Wednesday, February 11, 2009

Back en el Capital

It's crazy, but Panama City starts to feel like home. Kind of surprising, really, that out of all the stopovers on this wild ride, PanaMAH is where I wound up hanging my hat for a spell.

It's crazy because of the streets that alternate between smelling like fish and urine, the crackheads who try to sell you broken wine glasses on the corner, the high decibel perverts in passing cars and the crippling humidity that wrecks havoc with my current war on commerical deoderant products. I've seen cats here so mangey and ugly that even I don't want to cuddle them. So you know it's serious.

But it's also Casco Viejo, my favorite, rag-tag, rummage bin, take a picture or you'll miss it, brokedown palace of a neighborhood in all the world. It's where I can get new dresses for $3. It's where fresh fruit juice sells for less than the sugary stuff in the grocery stores and, sobre todo, it's where Luna's Castle is. My hostel-away-from-home.

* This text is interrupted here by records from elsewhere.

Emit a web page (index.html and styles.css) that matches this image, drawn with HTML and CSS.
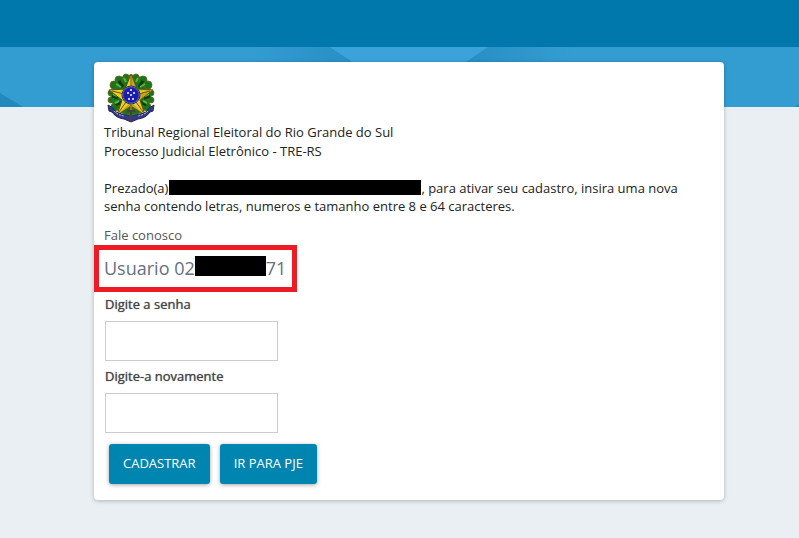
FILE: index.html
```html
<!DOCTYPE html>
<html lang="pt-BR">
<head>
<meta charset="utf-8">
<meta name="viewport" content="width=device-width, initial-scale=1">
<title>Processo Judicial Eletrônico</title>
<link rel="stylesheet" href="styles.css">
</head>
<body>
<header class="topbar"></header>
<div class="banner">
<svg class="banner-art" viewBox="0 0 799 60" preserveAspectRatio="none" aria-hidden="true">
<defs>
<linearGradient id="fadeLeft" x1="0" x2="1"><stop offset="0" stop-color="#1c82b8" stop-opacity="0"/><stop offset="1" stop-color="#1c82b8" stop-opacity=".5"/></linearGradient>
<linearGradient id="fadeRight" x1="1" x2="0"><stop offset="0" stop-color="#1c82b8" stop-opacity="0"/><stop offset="1" stop-color="#1c82b8" stop-opacity=".5"/></linearGradient>
</defs>
<path fill="url(#fadeLeft)" d="M250 0h80l24 16H250z"/>
<path fill="url(#fadeRight)" d="M488 0h82v16H464z"/>
<path fill="#3ba3d9" d="M330 0h158l-24 16H354z"/>
<path fill="#2488bd" d="M0 46l23 14H0zM799 57l-4 3h4z"/>
</svg>
</div>
<div class="page">
<main class="card">
<svg class="emblem" viewBox="0 0 48 50" role="img" aria-label="Brasão da República">
<g fill="#17751b" stroke="#69651c" stroke-width=".8">
<ellipse cx="24" cy="22" rx="20" ry="20"/>
<circle cx="19" cy="4" r="3"/><circle cx="29" cy="4" r="3"/><circle cx="12" cy="7" r="4"/><circle cx="36" cy="7" r="4"/>
<circle cx="7" cy="12" r="4"/><circle cx="41" cy="12" r="4"/><circle cx="4" cy="20" r="3"/><circle cx="44" cy="20" r="3"/>
<circle cx="4" cy="27" r="3"/><circle cx="44" cy="27" r="3"/><circle cx="8" cy="34" r="4"/><circle cx="40" cy="34" r="4"/>
</g>
<path d="M12 8l4 6M36 8l-4 6M5 23l6 2M43 23l-6 2M9 32l5-3M39 32l-5-3" stroke="#0a3d14" stroke-width="3"/>
<path d="M9 11l5 3M38 11l-5 3M6 21l4 2M42 21l-4 2M8 30l4-2M40 30l-4-2M17 5l2 4M31 5l-2 4" stroke="#58b83a" stroke-width="2"/>
<path d="M24 1l6 15 16 1-13 10 5 15-14-9-14 9 5-15L2 17l16-1z" fill="#edcf22" stroke="#5d4c11"/>
<path d="M24 1l2 17 20-1-16 4 8 21-14-13-14 13 14-9 14 9-5-15 13-10-16-1z" fill="#a27e13" opacity=".5"/>
<path d="M24 4v11M5 18l12 3M43 18l-12 3M12 39l7-10M36 39l-7-10" stroke="#625416"/>
<circle cx="24" cy="22" r="9" fill="#c5c7cf" stroke="#292861"/>
<circle cx="24" cy="22" r="8" fill="#1c1dae" stroke="#4145a8"/>
<path d="M23 16h2v2h-2zM20 19h2v2h-2zM26 19h2v2h-2zM23 21h2v2h-2zM21 25h2v2h-2zM25 25h2v2h-2z" fill="#b8c5ff"/>
<path d="M1 32l5 3q2 5 9 6l9 2 9-2q7-1 9-6l5-3-1 6-3 1q-4 6-12 7l-7 3-7-3q-8-1-12-7l-3-1z" fill="#30398a" stroke="#252852"/>
<path d="M7 38q4 4 10 5M41 38q-4 4-10 5" fill="none" stroke="#c4c6df" stroke-dasharray="2 1"/>
<path d="M24 32v17M20 38h8" stroke="#4b4034" stroke-width="2"/>
<path d="M24 32v5" stroke="#c4a63c"/>
</svg>
<p class="court">Tribunal Regional Eleitoral do Rio Grande do Sul<br>Processo Judicial Eletrônico - TRE-RS</p>
<p class="message">Prezado(a)<span class="redacted redacted-name"></span>, para ativar seu cadastro, insira uma nova senha contendo letras, numeros e tamanho entre 8 e 64 caracteres.</p>
<a class="contact" href="#">Fale conosco</a>
<h1 class="user">Usuario 02<span class="redacted redacted-id"></span>71</h1>
<form class="form">
<label for="senha">Digite a senha</label>
<input id="senha" type="password">
<label for="confirma">Digite-a novamente</label>
<input id="confirma" type="password">
<div class="actions">
<button type="submit">CADASTRAR</button>
<button type="button">IR PARA PJE</button>
</div>
</form>
</main>
</div>
</body>
</html>
```
FILE: styles.css
```css
* { box-sizing: border-box; }
body {
  margin: 0;
  background: #e9eff2;
  color: #222;
  font: 13px/19px "Open Sans", sans-serif;
}
.topbar { height: 47px; background: #0078ab; }
.banner { height: 60px; background: #339cd1; }
.banner-art { display: block; width: 100%; height: 100%; }
.page { padding: 0 13px 0 32px; }
.card {
  position: relative;
  max-width: 630px;
  margin: -45px auto 38px;
  padding: 11px 10px 16px;
  background: #fff;
  border-radius: 4px;
  box-shadow: 0 1px 4px rgba(0, 0, 0, .25);
}
.emblem { display: block; width: 48px; height: 50px; margin-left: 3px; }
p { margin: 0; }
.message { margin-top: 18px; line-height: 18px; }
.redacted { display: inline-block; background: #000; }
.redacted-name { width: 252px; height: 15px; margin-left: 1px; vertical-align: -2px; }
.redacted-id { width: 71px; height: 20px; vertical-align: -1px; }
.contact { display: block; width: max-content; margin-top: 11px; color: #555; text-decoration: none; }
.user {
  width: max-content;
  margin: 0 0 0 -10px;
  padding: 5px 6px 5px 5px;
  border: 5px solid #ed1c24;
  color: #667080;
  font-size: 18px;
  font-weight: 400;
  line-height: 27px;
}
.form { display: flex; flex-direction: column; align-items: flex-start; padding-left: 1px; }
label { margin: 3px 0 7px; color: #444; text-shadow: 0 0 1px #666; }
input {
  width: 173px;
  height: 40px;
  margin-bottom: 3px;
  padding: 8px;
  border: 1px solid #ccc;
  background: #fff;
  font: inherit;
}
.actions { display: flex; gap: 10px; margin: 8px 4px 0; }
button {
  height: 40px;
  padding: 0 14px 2px;
  border: 0;
  border-radius: 3px;
  background: #0085b0;
  color: #fff;
  font: inherit;
  box-shadow: 0 1px 4px rgba(0, 0, 0, .35);
}
```
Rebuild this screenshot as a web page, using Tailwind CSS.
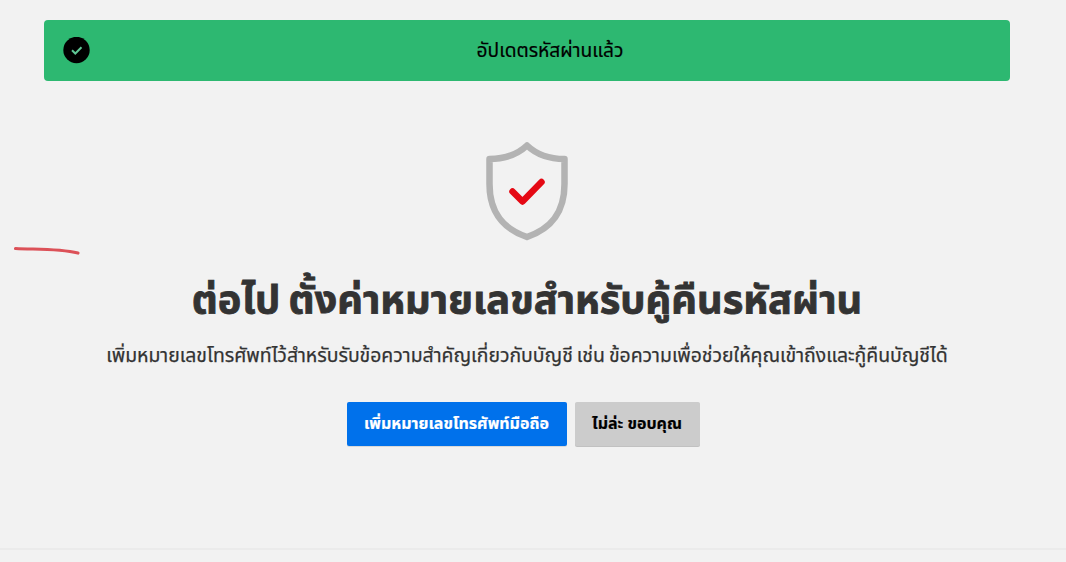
<!DOCTYPE html>
<html lang="th">
<head>
  <meta charset="UTF-8">
  <meta name="viewport" content="width=device-width, initial-scale=1.0">
  <title>อัปเดตรหัสผ่านแล้ว</title>
  <script src="https://cdn.jsdelivr.net/npm/@tailwindcss/browser@4"></script>
</head>

<body class="bg-[#f2f2f2] font-['Noto_Sans_Thai','Noto_Sans',sans-serif] text-[#333]">
  <div class="relative flex h-[562px] flex-col overflow-hidden">
    <!-- success message -->
    <div class="mt-5 ml-11 flex h-[61px] w-[966px] shrink-0 items-center rounded bg-[#2db871] pl-[19px] text-black">
      <svg class="size-[27px] shrink-0" viewBox="0 0 27 27" fill="none">
        <circle cx="13.5" cy="13" r="13.2" fill="#000" />
        <path d="M9 13.2l3.3 3.3 6.2-6.2" stroke="#5fc795" stroke-width="2" />
      </svg>
      <p class="flex-1 pt-1 text-center text-[19.2px] [-webkit-text-stroke:0.2px_#000]">อัปเดตรหัสผ่านแล้ว</p>
    </div>

    <main class="flex w-[1054px] flex-1 flex-col items-center pt-[60px]">
      <!-- shield -->
      <svg class="h-[100px] w-[84px] shrink-0" viewBox="0 0 84 100" fill="none">
        <path d="M42 4.5C33 13 19 18 4.5 18v25C4.5 73 19 88 42 96c23-8 37.5-23 37.5-53V18C65 18 51 13 42 4.5Z" stroke="#b3b3b3" stroke-width="6.5" stroke-linejoin="round" />
        <path d="M27.5 50.500l10 10L56.500 41" stroke="#e50914" stroke-width="6.5" stroke-linecap="round" stroke-linejoin="round" />
      </svg>
      <h1 class="mt-[30px] h-[58px] text-[39.8px] leading-[60px] font-bold whitespace-nowrap [word-spacing:-2px] [-webkit-text-stroke:0.8px_#333]">ต่อไป ตั้งค่าหมายเลขสำหรับคู้คืนรหัสผ่าน</h1>
      <p class="mt-[13px] h-7 text-[19.4px] leading-7 whitespace-nowrap [word-spacing:-1px] [-webkit-text-stroke:0.25px_#333]">เพิ่มหมายเลขโทรศัพท์ไว้สำหรับรับข้อความสำคัญเกี่ยวกับบัญชี เช่น ข้อความเพื่อช่วยให้คุณเข้าถึงและกู้คืนบัญชีได้</p>

      <!-- buttons -->
      <div class="mt-8 mr-2 flex gap-2 text-base leading-6 font-bold whitespace-nowrap">
        <button type="button" class="h-11 w-[220px] rounded-xs bg-[#0071eb] text-white shadow-[0_1px_0_rgb(0_0_0/0.1)] [-webkit-text-stroke:0.2px_#fff]">เพิ่มหมายเลขโทรศัพท์มือถือ</button>
        <button type="button" class="h-11 w-[125px] rounded-xs bg-[#ccc] text-black shadow-[0_1px_0_rgb(0_0_0/0.2)] [-webkit-text-stroke:0.2px_#000]">ไม่ล่ะ ขอบคุณ</button>
      </div>
    </main>

    <div class="h-[14px] shrink-0 border-t-2 border-[#ebebeb]"></div>

    <!-- pen stroke -->
    <svg class="absolute top-[244px] left-[12px] h-3 w-[70px]" viewBox="0 0 70 12" fill="none">
      <path d="M3.5 4.5C26 5.500 47 4.500 66 9" stroke="#dc5158" stroke-width="3.2" stroke-linecap="round" />
    </svg>
  </div>
</body>
</html>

Luna's is a big, old mansion built into Panama City's original sea wall from hundreds of years ago. You should see this place. Unecessarily high celings, dark wood floors and window-balconies that stretch easily ten feet high. Thanks to the artists that pass through on a regular basis eager for a free night or two, we've got art like you wouldn't believe, canvasses covering every wall. There's a fort and a movie theater and, oddly, more fellow Oregonians than you can shake a stick at.

So we find our moments of beauty in a city that sometimes resists. And at the end of the day, what is Central America- a deserted beach in the middle of tourist paradise or a big, gritty mess of human community? Easy, right? It's Panama City.